Of course, Rails has no idea that the newest_posts table that it expects to back the NewestPost model is not actually a table at all, but is instead a dynamic query result comprised of rows from the posts table. PostgreSQL takes care of all of that behind the scenes. All Rails knows is that there is a table-like thing called newest_posts which returns one row per Author and has an author_id column that it can use to join to the authors table. So, if we do:

NewestPost.all

Rails will generate SQL like:

SELECT * FROM newest_posts;

But PostgreSQL will actually do:

SELECT *
FROM (SELECT DISTINCT ON (author_id) *
      FROM posts
      ORDER BY author_id, created_at DESC)

This allows us to use use our View Backed Model just like any other model in our app. For instance, we can set up associations:

class NewestPost < ActiveRecord::Base
  belongs_to :author
end

Then we can create the corresponding has_one association in our Author model:

class Author < ActiveRecord::Base
  has_many :posts
  has_one :newest_post
end

And now we have a normal ActiveRecord association that we can use for eager loading:

@authors = Author.includes(:newest_post)
@authors.each do |author|
  puts "#{author.name}'s latest post: #{author.newest_post.title}"
end

And Rails only generates two queries: one to load the authors and another to load the newest posts.

A few things to be aware of

If you'll recall, we created our database view in a Rails migration, which is all fine and dandy. Except that we had to execute raw SQL instead of using one of ActiveRecord::Migration's handy methods (like create_table or add_index). That's because Rails doesn't really know what views are. And a side effect of this is that, if you take a look at your schema.rb after creating a view, you won't see your view in there.

So if somebody tries to get their development environment up and running with rake db:create, they won't have any database views. Which is probably not what you want if you're trying to use views in your Rails app.

That's okay, though, because there are two ways around this.

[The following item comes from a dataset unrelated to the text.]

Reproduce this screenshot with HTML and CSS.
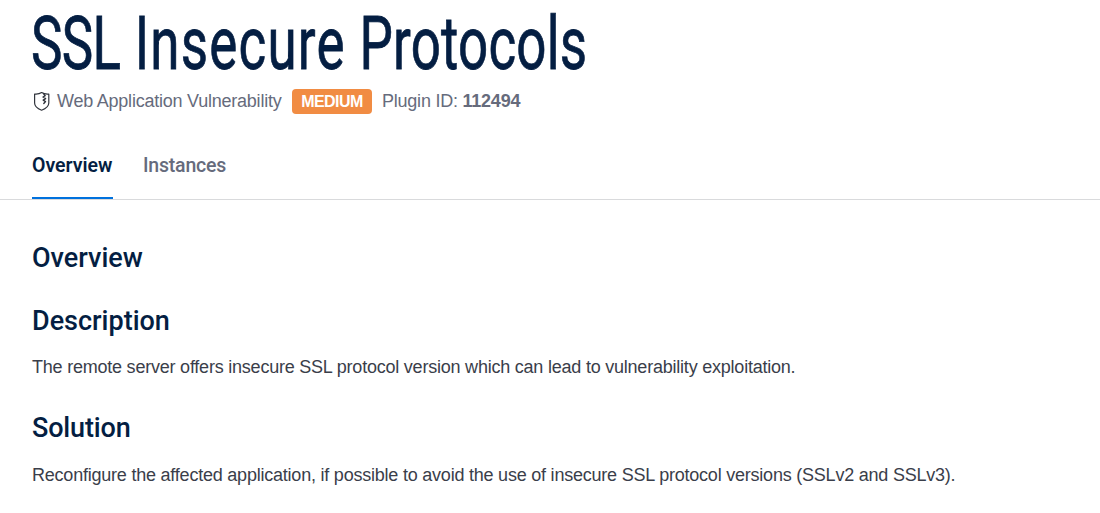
FILE: index.html
```html
<!DOCTYPE html>
<html lang="en">
<head>
<meta charset="utf-8">
<title>SSL Insecure Protocols</title>
<link rel="stylesheet" href="styles.css">
</head>
<body>
<header class="header">
  <h1 class="title"><span class="title-text"><span class="word-ssl">SSL</span> <span class="word-insecure">Insecure</span> <span class="word-protocols">Protocols</span></span></h1>
  <div class="meta">
    <svg class="shield" width="18" height="20" viewBox="0 0 18 20" fill="none" stroke="#30343c" stroke-width="1.2" stroke-linejoin="round" stroke-linecap="round">
      <path d="M9.6 1.6C7.8 2.8 5 3.2 2.6 3V12C2.6 15.5 6 17.8 9.6 19.2C13.2 17.8 16.8 15.5 16.8 12V3C14.4 3.2 11.6 2.8 9.6 1.6Z"/>
      <path d="M11.6 2.8L13.2 4.6L11 6L13.6 7.6L11.2 9.2L13.5 10.6L11.8 12.4" stroke-width="1.4"/>
    </svg>
    <span class="type">Web Application Vulnerability</span>
    <span class="badge">MEDIUM</span>
    <span class="plugin">Plugin ID: <strong>112494</strong></span>
  </div>
</header>
<nav class="tabs">
  <a class="tab tab-active"><span class="tab-label">Overview</span></a>
  <a class="tab"><span class="tab-label">Instances</span></a>
</nav>
<main class="content">
  <h2 class="heading overview">Overview</h2>
  <h2 class="heading description">Description</h2>
  <p class="text first">The remote server offers insecure SSL protocol version which can lead to vulnerability exploitation.</p>
  <h2 class="heading solution">Solution</h2>
  <p class="text second">Reconfigure the affected application, if possible to avoid the use of insecure SSL protocol versions (SSLv2 and SSLv3).</p>
</main>
</body>
</html>
```
FILE: styles.css
```css
* { box-sizing: border-box; }
body { margin: 0; background: #fff; font-family: "Liberation Sans", Arial, sans-serif; font-size: 18px; color: #3a3e4a; }
h1, h2, p { margin: 0; }
.header { padding: 0 32px; height: 131px; }
.title { height: 88px; margin-left: -1px; line-height: 88px; font-family: Roboto, sans-serif; font-size: 74.5px; font-weight: 400; color: #041e42; white-space: nowrap; }
.title-text { display: inline-block; transform: scaleX(0.71); transform-origin: 0 0; -webkit-text-stroke: 0.8px #041e42; }
.word-ssl { letter-spacing: -1px; margin-right: 2px; }
.word-insecure { letter-spacing: 1.7px; margin-right: 1px; }
.word-protocols { letter-spacing: 0.3px; }
.meta { display: flex; align-items: center; height: 26px; color: #666b7c; white-space: nowrap; letter-spacing: -0.23px; }
.shield { width: 18px; height: 20px; margin-right: 7px; flex: none; }
.type { width: 225px; margin-right: 10px; }
.badge { width: 80px; height: 25px; margin-right: 10px; border-radius: 4px; background: #f18c43; color: #fff; font-size: 16px; font-weight: 700; letter-spacing: -0.55px; line-height: 25px; text-align: center; }
.tabs { display: flex; gap: 30px; height: 69px; padding: 0 32px; border-bottom: 1px solid #d9dadc; font-family: Roboto, sans-serif; font-size: 19.5px; font-weight: 500; line-height: 70px; color: #666b7c; }
.tab { height: 68px; white-space: nowrap; letter-spacing: -0.2px; }
.tab-active { width: 81px; color: #041e42; font-weight: 600; letter-spacing: 0; border-bottom: 2px solid #0071dd; }
.content { padding: 40px 32px 0; }
.heading { font-family: Roboto, sans-serif; font-size: 27px; font-weight: 500; line-height: 36px; color: #041e42; white-space: nowrap; }
.text { line-height: 26px; letter-spacing: -0.22px; white-space: nowrap; }
.description { margin-top: 27px; }
.first { margin-top: 15px; }
.solution { margin-top: 30px; letter-spacing: -0.15px; }
.second { margin-top: 16px; }
```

The first option is to configure your app to use SQL instead of Ruby for schema dumps. By default, Rails is configured to do Ruby schema dumps. That's why schema.rb ends in .rb and consists of a series of ActiveRecord::Migration methods designed to recreate your schema from scratch.

But you can configure Rails to do SQL schema dumps instead. In which case you'll get a structure.sql file filled with a bunch of SQL statements that look like the output of pg_dump. Critically, this type of schema dump will include statements to recreate any database views (and extensions) you've created.

You can read the documentation on how to do this, but it's pretty simple. In config/application.rb, you change this line:

config.active_record.schema_format = :ruby

to:

config.active_record.schema_format = :sql

You'll probably want to delete your schema.rb file, too.

And that's all there is to it.

There is another, more comprehensive approach to solving the schema dump problem, which is to use the Scenic gem. Scenic actually adds ActiveRecord::Migration methods which allow you to avoid using SQL formatted schema dumps. Plus it has a bunch of other convenient tools for working with database views in your Rails app. I haven't used it, personally, but I plan to.

The other major consideration with View Backed Models is a little bit more subtle. And it is that instances of a View Backed Model are not instances of the model that is backed by the table they're derived from. That's a bit much to digest, so let me explain it with some code.

Let's grab a NewestPost:

@newest_post = NewestPost.first

Because the newest_posts database view selects all of the columns from the posts table that it is derived from (that little * at the end of the second line of our view):

CREATE VIEW newest_posts AS
  SELECT DISTINCT ON (author_id) *
  FROM posts
  ORDER BY author_id, created_at DESC

The data from those columns is available on instances of NewestPost. So we can do:

@newest_post.title
@newest_post.body
@newest_post.created_at

And they all work as we would expect them to. But any methods or associations defined on Post will not work. So if Post has_many :comments and you try to do something like:

@newest_post.comments

It will not work.

It's easy to start thinking of instances of NewestPost as instances of Post, since that's what they are in a logical sense, but to the dumb machine, NewestPost and Post are just two completely unrelated model classes.

So, around now you might be thinking to yourself, "Aha, but this is easy to solve. I'll just make NewestPost inherit from Post and then it'll have access to all of the methods and associations defined on Post."

In a sane world, that would be a perfectly reasonable way to proceed. But, unfortunately, we exist in a world where Rails has Single Table Inheritance (STI). I'll spare you a deep dive on STI, but the gist of it is that, for descendants of ActiveRecord::Base, Rails stomps all over your ability to have one class inherit from another in a way that would be useful to us here.

But, as STI taketh away, so STI giveth.

Because STI is such a convoluted mess, it necessitates the existence of the very tool that will allow us to escape the conundrum that it has created for us. And that tool is the becomes method. You can read the API docs, but becomes uses the attributes of the object you call it on to create an instance of the class you pass to it. Yet another thing that is easier understood with code. Here it is in action:

@newest_post.becomes(Post)

Which is more or less the equivalent of doing:

Post.new(@newest_post.attributes)

And since we now have an instance of Post, we can use all of the methods and associations defined on Post without having to redefine them. Which allows us to stuff like this:

@newest_post.becomes(Post).comments

So there you go. It's a bit of a kludge and I wish it were more elegant, but it works. And, in my opinion, the power and utility of View Backed Models are worth a modest sacrifice in elegance.


And that's it. Now you know way more than you ever wanted to about this strange little corner of the Rails world.